I’m watching a flat screen television, and on the flat screen television is another flat screen television that shows an image of all the states. Some states are blue, some states are red, but all states are peppered with little dots that denote locations of Denny’s. Next to the flat screen—the one on TV, not the one in my living room—stands a news reporter.
He touches one of the states, and the screen zooms in so that the state fills the screen and now all that state’s counties can be seen, some colored blue, and some colored red. He touches one of the counties and the screen zooms in yet again so that houses can be seen, some blue and some red. He touches one of the houses and now the rooms of the house fill the screen, some blue and some red.
He touches one of the rooms, and the room grows large so that now two people in the room can be seen. One person is blue, the other red. Then he touches one of the people, and now we can see inside the person’s brain. Some of the brain cells are blue, and some of them are red. Most of them are green.
A second news reporter comes over and tries to touch the screen. The first reporter slaps the hand away.
“Only I can touch the magic screen!” the first reporter says, and the awkward moment that follows is mercifully interrupted by an exciting ritual.
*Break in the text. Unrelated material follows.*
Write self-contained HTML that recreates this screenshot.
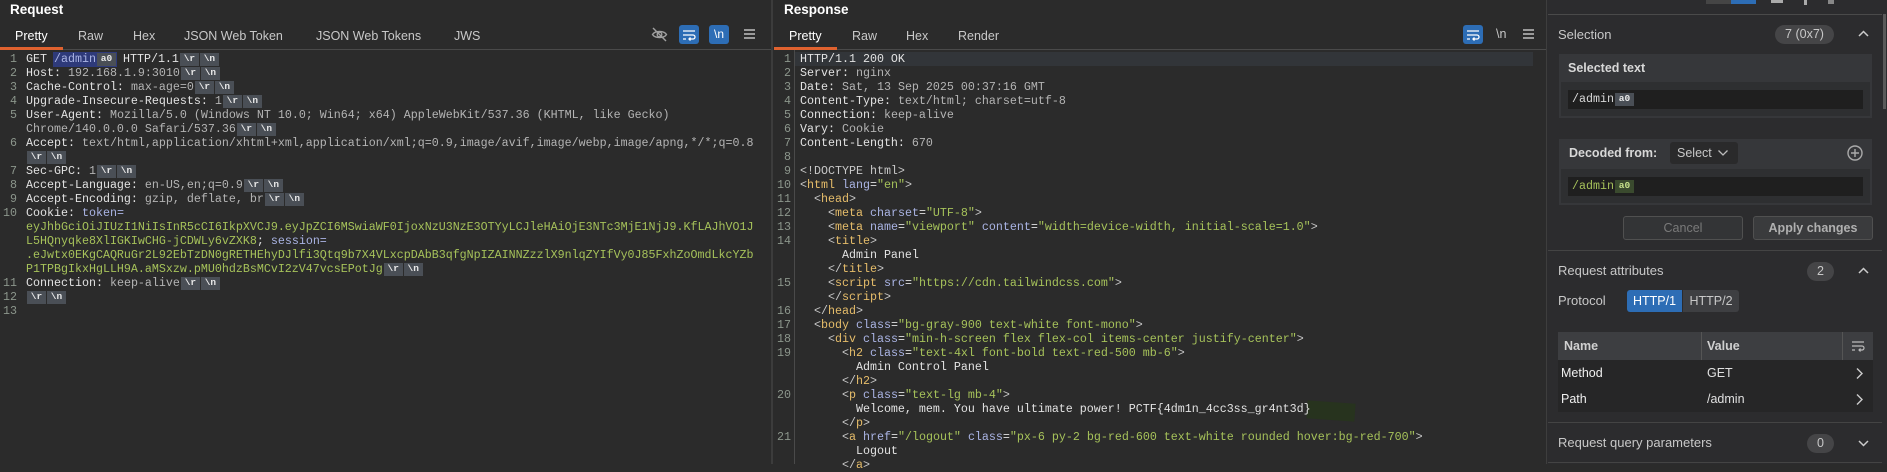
<!DOCTYPE html>
<html><head><meta charset="utf-8"><style>
*{margin:0;padding:0;box-sizing:border-box}
body{width:1887px;height:464px;background:#2b2b2b;overflow:hidden;position:relative;font-family:"Liberation Sans",sans-serif;color:#dcdcdc}
.a{position:absolute;white-space:pre}
.mono{font-family:"Liberation Mono",monospace;font-size:11.67px;line-height:14px}
.ln{position:absolute;font-family:"Liberation Mono",monospace;font-size:11.67px;line-height:14px;color:#8c968c;text-align:right}
.b{display:inline-block;background:#4a4f56;color:#e8e8e8;font-size:9.5px;line-height:12px;height:13px;width:19px;text-align:center;margin-left:1px;vertical-align:1px;font-weight:bold}
.v{color:#b4b4b4}.g{color:#a6c25a}.l{color:#aab4e4}.t{color:#e6bd6a}.p{color:#c8c8c8}.w{color:#e2e2e2}
.tab{position:absolute;top:29px;font-size:12.5px;color:#c8c8c8}
.title{position:absolute;top:2px;font-size:13.5px;font-weight:bold;color:#fff}
.btn{position:absolute;background:#2d6db5;border-radius:3px;width:20px;height:19px;top:25px}
</style></head><body>

<!-- Request panel -->
<div class="title" style="left:10px">Request</div>
<div class="tab" style="left:15px;color:#fff">Pretty</div>
<div class="tab" style="left:78px">Raw</div>
<div class="tab" style="left:133px">Hex</div>
<div class="tab" style="left:184px">JSON Web Token</div>
<div class="tab" style="left:316px">JSON Web Tokens</div>
<div class="tab" style="left:454px">JWS</div>
<div class="a" style="left:0;top:47px;width:63px;height:3px;background:#e0622f"></div>
<div class="a" style="left:63px;top:49px;width:709px;height:1px;background:#4a4a4a"></div>
<svg class="a" style="left:651px;top:26px" width="17" height="17" viewBox="0 0 17 17" fill="none" stroke="#a0a0a0" stroke-width="1.4"><path d="M1.5 8.5C4 4.5 13 4.5 15.5 8.5C13 12.5 4 12.5 1.5 8.5Z"/><circle cx="8.5" cy="8.5" r="2.3"/><path d="M2 2L15 15"/></svg>
<div class="btn" style="left:679px"><svg width="20" height="19" viewBox="0 0 20 19" fill="none" stroke="#fff" stroke-width="1.3"><path d="M4 6H16M4 10H14a2 2 0 0 1 0 4H10M11.5 12.5L10 14L11.5 15.5M4 14H7"/></svg></div>
<div class="btn" style="left:709px;color:#fff;font-size:12px;text-align:center;line-height:19px">\n</div>
<div class="a" style="left:744px;top:29px;width:11px;height:2px;background:#9a9a9a;box-shadow:0 4px 0 #9a9a9a,0 8px 0 #9a9a9a"></div>

<div class="ln" style="left:0;top:52px;width:17px">1<br>2<br>3<br>4<br>5<br><br>6<br><br>7<br>8<br>9<br>10<br><br><br><br><br>11<br>12<br>13</div>
<div class="a" style="left:53px;top:52px;width:64px;height:15px;background:#2e3a7a"></div>
<div class="a mono w" style="left:26px;top:52px">GET <span class="l">/admin</span><span class="b">a0</span> HTTP/1.1<span class="b">\r</span><span class="b">\n</span>
Host: <span class="v">192.168.1.9:3010</span><span class="b">\r</span><span class="b">\n</span>
Cache-Control: <span class="v">max-age=0</span><span class="b">\r</span><span class="b">\n</span>
Upgrade-Insecure-Requests: <span class="v">1</span><span class="b">\r</span><span class="b">\n</span>
User-Agent: <span class="v">Mozilla/5.0 (Windows NT 10.0; Win64; x64) AppleWebKit/537.36 (KHTML, like Gecko)</span>
<span class="v">Chrome/140.0.0.0 Safari/537.36</span><span class="b">\r</span><span class="b">\n</span>
Accept: <span class="v">text/html,application/xhtml+xml,application/xml;q=0.9,image/avif,image/webp,image/apng,*/*;q=0.8</span>
<span class="b">\r</span><span class="b">\n</span>
Sec-GPC: <span class="v">1</span><span class="b">\r</span><span class="b">\n</span>
Accept-Language: <span class="v">en-US,en;q=0.9</span><span class="b">\r</span><span class="b">\n</span>
Accept-Encoding: <span class="v">gzip, deflate, br</span><span class="b">\r</span><span class="b">\n</span>
Cookie: <span class="l">token=</span>
<span class="g">eyJhbGciOiJIUzI1NiIsInR5cCI6IkpXVCJ9.eyJpZCI6MSwiaWF0IjoxNzU3NzE3OTYyLCJleHAiOjE3NTc3MjE1NjJ9.KfLAJhVO1J</span>
<span class="g">L5HQnyqke8XlIGKIwCHG-jCDWLy6vZXK8</span>; <span class="l">session=</span>
<span class="g">.eJwtx0EKgCAQRuGr2L92EbTzDN0gRETHEhyDJlfi3Qtq9b7X4VLxcpDAbB3qfgNpIZAINNZzzlX9nlqZYIfVy0J85FxhZoOmdLkcYZb</span>
<span class="g">P1TPBgIkxHgLLH9A.aMSxzw.pMU0hdzBsMCvI2zV47vcsEPotJg</span><span class="b">\r</span><span class="b">\n</span>
Connection: <span class="v">keep-alive</span><span class="b">\r</span><span class="b">\n</span>
<span class="b">\r</span><span class="b">\n</span>
</div>

<!-- divider -->
<div class="a" style="left:771px;top:0;width:2px;height:464px;background:#3c3c3c"></div>

<!-- Response panel -->
<div class="title" style="left:784px">Response</div>
<div class="tab" style="left:789px;color:#fff">Pretty</div>
<div class="tab" style="left:852px">Raw</div>
<div class="tab" style="left:906px">Hex</div>
<div class="tab" style="left:958px">Render</div>
<div class="a" style="left:774px;top:47px;width:63px;height:3px;background:#e0622f"></div>
<div class="a" style="left:837px;top:49px;width:709px;height:1px;background:#4a4a4a"></div>
<div class="btn" style="left:1463px"><svg width="20" height="19" viewBox="0 0 20 19" fill="none" stroke="#fff" stroke-width="1.3"><path d="M4 6H16M4 10H14a2 2 0 0 1 0 4H10M11.5 12.5L10 14L11.5 15.5M4 14H7"/></svg></div>
<div class="a" style="left:1496px;top:27px;color:#c8c8c8;font-size:12.5px">\n</div>
<div class="a" style="left:1523px;top:29px;width:11px;height:2px;background:#9a9a9a;box-shadow:0 4px 0 #9a9a9a,0 8px 0 #9a9a9a"></div>
<div class="a" style="left:794px;top:50px;width:1px;height:414px;background:#4a4a4a"></div>
<div class="a" style="left:795px;top:52px;width:738px;height:14px;background:#323539"></div>
<div class="ln" style="left:773px;top:52px;width:18px">1<br>2<br>3<br>4<br>5<br>6<br>7<br>8<br>9<br>10<br>11<br>12<br>13<br>14<br><br><br>15<br><br>16<br>17<br>18<br>19<br><br><br>20<br><br><br>21</div>
<div class="a" style="left:1307px;top:402px;width:48px;height:18px;background:#27331e;transform:rotate(4deg)"></div>
<div class="a mono w" style="left:800px;top:52px">HTTP/1.1 200 OK
Server: <span class="v">nginx</span>
Date: <span class="v">Sat, 13 Sep 2025 00:37:16 GMT</span>
Content-Type: <span class="v">text/html; charset=utf-8</span>
Connection: <span class="v">keep-alive</span>
Vary: <span class="v">Cookie</span>
Content-Length: <span class="v">670</span>

<span class="p">&lt;!DOCTYPE html&gt;</span>
<span class="p">&lt;</span><span class="t">html</span> <span class="l">lang</span>=<span class="g">"en"</span><span class="p">&gt;</span>
  <span class="p">&lt;</span><span class="t">head</span><span class="p">&gt;</span>
    <span class="p">&lt;</span><span class="t">meta</span> <span class="l">charset</span>=<span class="g">"UTF-8"</span><span class="p">&gt;</span>
    <span class="p">&lt;</span><span class="t">meta</span> <span class="l">name</span>=<span class="g">"viewport"</span> <span class="l">content</span>=<span class="g">"width=device-width, initial-scale=1.0"</span><span class="p">&gt;</span>
    <span class="p">&lt;</span><span class="t">title</span><span class="p">&gt;</span>
      Admin Panel
    <span class="p">&lt;/</span><span class="t">title</span><span class="p">&gt;</span>
    <span class="p">&lt;</span><span class="t">script</span> <span class="l">src</span>=<span class="g">"https://cdn.tailwindcss.com"</span><span class="p">&gt;</span>
    <span class="p">&lt;/</span><span class="t">script</span><span class="p">&gt;</span>
  <span class="p">&lt;/</span><span class="t">head</span><span class="p">&gt;</span>
  <span class="p">&lt;</span><span class="t">body</span> <span class="l">class</span>=<span class="g">"bg-gray-900 text-white font-mono"</span><span class="p">&gt;</span>
    <span class="p">&lt;</span><span class="t">div</span> <span class="l">class</span>=<span class="g">"min-h-screen flex flex-col items-center justify-center"</span><span class="p">&gt;</span>
      <span class="p">&lt;</span><span class="t">h2</span> <span class="l">class</span>=<span class="g">"text-4xl font-bold text-red-500 mb-6"</span><span class="p">&gt;</span>
        Admin Control Panel
      <span class="p">&lt;/</span><span class="t">h2</span><span class="p">&gt;</span>
      <span class="p">&lt;</span><span class="t">p</span> <span class="l">class</span>=<span class="g">"text-lg mb-4"</span><span class="p">&gt;</span>
        Welcome, mem. You have ultimate power! PCTF{4dm1n_4cc3ss_gr4nt3d}
      <span class="p">&lt;/</span><span class="t">p</span><span class="p">&gt;</span>
      <span class="p">&lt;</span><span class="t">a</span> <span class="l">href</span>=<span class="g">"/logout"</span> <span class="l">class</span>=<span class="g">"px-6 py-2 bg-red-600 text-white rounded hover:bg-red-700"</span><span class="p">&gt;</span>
        Logout
      <span class="p">&lt;/</span><span class="t">a</span><span class="p">&gt;</span>
</div>

<!-- Inspector panel -->
<div class="a" style="left:1546px;top:0;width:341px;height:464px;background:#2c2c2e;border-left:1px solid #3e3e3e"></div>
<div class="a" style="left:1706px;top:0;width:25px;height:4px;background:#454545"></div>
<div class="a" style="left:1731px;top:0;width:25px;height:4px;background:#2d6db5"></div>
<div class="a" style="left:1771px;top:0;width:12px;height:3px;background:#aaa"></div>
<div class="a" style="left:1804px;top:0;width:3px;height:5px;background:#aaa"></div>
<div class="a" style="left:1828px;top:0;width:6px;height:4px;background:#888"></div>
<div class="a" style="left:1548px;top:14px;width:334px;height:1px;background:#4a4a4a"></div>
<div class="a" style="left:1883px;top:14px;width:3px;height:95px;background:#5a5a5a"></div>

<div class="a" style="left:1558px;top:27px;font-size:13px;color:#c8c8c8">Selection</div>
<div class="a" style="left:1775px;top:25px;width:59px;height:19px;border-radius:10px;background:#454547;color:#c8c8c8;font-size:12.5px;text-align:center;line-height:19px">7 (0x7)</div>
<svg class="a" style="left:1857px;top:29px" width="13" height="10" viewBox="0 0 13 10" fill="none" stroke="#ccc" stroke-width="1.5"><path d="M2 7L6.5 2.5L11 7"/></svg>

<div class="a" style="left:1559px;top:54px;width:313px;height:64px;background:#36373a"></div>
<div class="a" style="left:1568px;top:61px;font-size:12.5px;font-weight:bold;color:#d8d8d8">Selected text</div>
<div class="a" style="left:1561px;top:82px;width:309px;height:34px;background:#2e2f31"></div>
<div class="a" style="left:1568px;top:90px;width:295px;height:19px;background:#1f1f1f"></div>
<div class="a mono" style="left:1572px;top:92px;color:#d8d8d8">/admin<span class="b" style="background:#4a4f56">a0</span></div>

<div class="a" style="left:1559px;top:139px;width:313px;height:66px;background:#36373a"></div>
<div class="a" style="left:1569px;top:146px;font-size:12.5px;font-weight:bold;color:#d8d8d8">Decoded from:</div>
<div class="a" style="left:1670px;top:142px;width:68px;height:22px;background:#2a2a2b;border-radius:3px;font-size:12.5px;color:#c8c8c8;line-height:22px;padding-left:7px">Select</div>
<svg class="a" style="left:1717px;top:148px" width="12" height="9" viewBox="0 0 12 9" fill="none" stroke="#bbb" stroke-width="1.3"><path d="M1.5 2.5L6 7L10.5 2.5"/></svg>
<svg class="a" style="left:1846px;top:144px" width="18" height="18" viewBox="0 0 18 18" fill="none" stroke="#aaa" stroke-width="1.4"><circle cx="9" cy="9" r="7"/><path d="M9 5V13M5 9H13"/></svg>
<div class="a" style="left:1561px;top:169px;width:309px;height:34px;background:#2e2f31"></div>
<div class="a" style="left:1568px;top:177px;width:295px;height:19px;background:#1f1f1f"></div>
<div class="a mono" style="left:1572px;top:179px;color:#a6c25a">/admin<span class="b" style="background:#3a4a2e;color:#c6e08a">a0</span></div>

<div class="a" style="left:1623px;top:216px;width:120px;height:24px;border:1px solid #505050;border-radius:3px;background:#333436;color:#7a7a7a;font-size:12.5px;text-align:center;line-height:22px">Cancel</div>
<div class="a" style="left:1753px;top:216px;width:120px;height:24px;border:1px solid #505050;border-radius:3px;background:#3a3b3d;color:#b0b0b0;font-size:12.5px;font-weight:bold;text-align:center;line-height:22px">Apply changes</div>

<div class="a" style="left:1548px;top:250px;width:334px;height:1px;background:#444"></div>
<div class="a" style="left:1558px;top:263px;font-size:13px;color:#c8c8c8">Request attributes</div>
<div class="a" style="left:1807px;top:262px;width:27px;height:19px;border-radius:10px;background:#454547;color:#c8c8c8;font-size:12.5px;text-align:center;line-height:19px">2</div>
<svg class="a" style="left:1857px;top:266px" width="13" height="10" viewBox="0 0 13 10" fill="none" stroke="#ccc" stroke-width="1.5"><path d="M2 7L6.5 2.5L11 7"/></svg>
<div class="a" style="left:1558px;top:293px;font-size:13px;color:#c8c8c8">Protocol</div>
<div class="a" style="left:1627px;top:290px;width:55px;height:22px;background:#2d6db5;border-radius:3px 0 0 3px;color:#fff;font-size:12.5px;text-align:center;line-height:22px">HTTP/1</div>
<div class="a" style="left:1683px;top:290px;width:56px;height:22px;background:#3e3f42;border-radius:0 3px 3px 0;color:#c8c8c8;font-size:12.5px;text-align:center;line-height:22px">HTTP/2</div>

<div class="a" style="left:1558px;top:332px;width:315px;height:28px;background:#3d3e41"></div>
<div class="a" style="left:1701px;top:332px;width:1px;height:28px;background:#555"></div>
<div class="a" style="left:1842px;top:332px;width:1px;height:28px;background:#555"></div>
<div class="a" style="left:1564px;top:339px;font-size:12.5px;font-weight:bold;color:#d0d0d0">Name</div>
<div class="a" style="left:1707px;top:339px;font-size:12.5px;font-weight:bold;color:#d0d0d0">Value</div>
<svg class="a" style="left:1851px;top:339px" width="14" height="14" viewBox="0 0 14 14" fill="none" stroke="#bbb" stroke-width="1.2"><path d="M1 3H13M1 7H11a2 2 0 0 1 0 4H8M9.5 9.5L8 11L9.5 12.5M1 11H4"/></svg>
<div class="a" style="left:1558px;top:360px;width:315px;height:52px;background:#262627"></div>
<div class="a" style="left:1561px;top:366px;font-size:12.5px;color:#f0f0f0">Method</div>
<div class="a" style="left:1707px;top:366px;font-size:12.5px;color:#e0e0e0">GET</div>
<div class="a" style="left:1561px;top:392px;font-size:12.5px;color:#f0f0f0">Path</div>
<div class="a" style="left:1707px;top:392px;font-size:12.5px;color:#e0e0e0">/admin</div>
<svg class="a" style="left:1855px;top:367px" width="9" height="13" viewBox="0 0 9 13" fill="none" stroke="#ccc" stroke-width="1.4"><path d="M2 1.5L7 6.5L2 11.5"/></svg>
<svg class="a" style="left:1855px;top:393px" width="9" height="13" viewBox="0 0 9 13" fill="none" stroke="#ccc" stroke-width="1.4"><path d="M2 1.5L7 6.5L2 11.5"/></svg>

<div class="a" style="left:1548px;top:422px;width:334px;height:1px;background:#444"></div>
<div class="a" style="left:1558px;top:435px;font-size:13px;color:#c8c8c8">Request query parameters</div>
<div class="a" style="left:1807px;top:434px;width:27px;height:19px;border-radius:10px;background:#454547;color:#c8c8c8;font-size:12.5px;text-align:center;line-height:19px">0</div>
<svg class="a" style="left:1857px;top:438px" width="13" height="10" viewBox="0 0 13 10" fill="none" stroke="#ccc" stroke-width="1.5"><path d="M2 3L6.5 7.5L11 3"/></svg>
<div class="a" style="left:1548px;top:462px;width:334px;height:1px;background:#444"></div>
</body></html>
There are loud noises and fireworks, dancers and clowns, fire-eaters on stilts and acrobats, and above them all a graphic that reads “Projection!” It is announced that one of the states is projected to be painted in a certain color even though only 2% of the votes have been counted.
The channel goes back to the reporters. The first reporter toggles the screen between this election and the election of 1840, when there were fewer states and more log cabins. The second reporter has a black eye but tells us that we are now going to hear from a correspondent in one of the voting precincts.
The image shifts to a large cat with a poofy face. It has green eyes and white whiskers that radiate in perfect symmetry. Behind the cat are people trying to clear a paper jam from the vote-card reader.
The second reporter speaks to the cat. “Tell us, what are you seeing in terms of voter turnout?”
The cat licks one of its paws, and then rubs the paw over its face a few times in a circular motion. Then it looks back at the screen and blinks.
“Yes, that seems to be the story we’re hearing all over the nation tonight.”
My TV goes back to the first reporter with the magic screen. He is showing what the electoral situation might look like if Florida was rotated 90 degrees towards the Gulf of Mexico.
Then the image on my TV shifts to the headquarters of one of the candidates. From the sequence of percentages that flash at the bottom of the screen, I can tell, using a slide rule, that this candidate is about to have a lot of free time. But the people at the campaign headquarters still wave their arms and go “Whoooo” when they see themselves on the big screen.
I eat another piece of leftover Halloween candy. There is a small mound of wrappers next to the bowl.
We’re back to the first reporter with the magic screen again. The screen is frozen at the election of 2612, with water covering most of the coastal states, and their votes tallied by counting the bubbles that rise to the surface. The second reporter is trying to help by sticking a pen into the restart button at base of the magic screen, a terrifying treatment for the first reporter, who apparently forgot to save his work.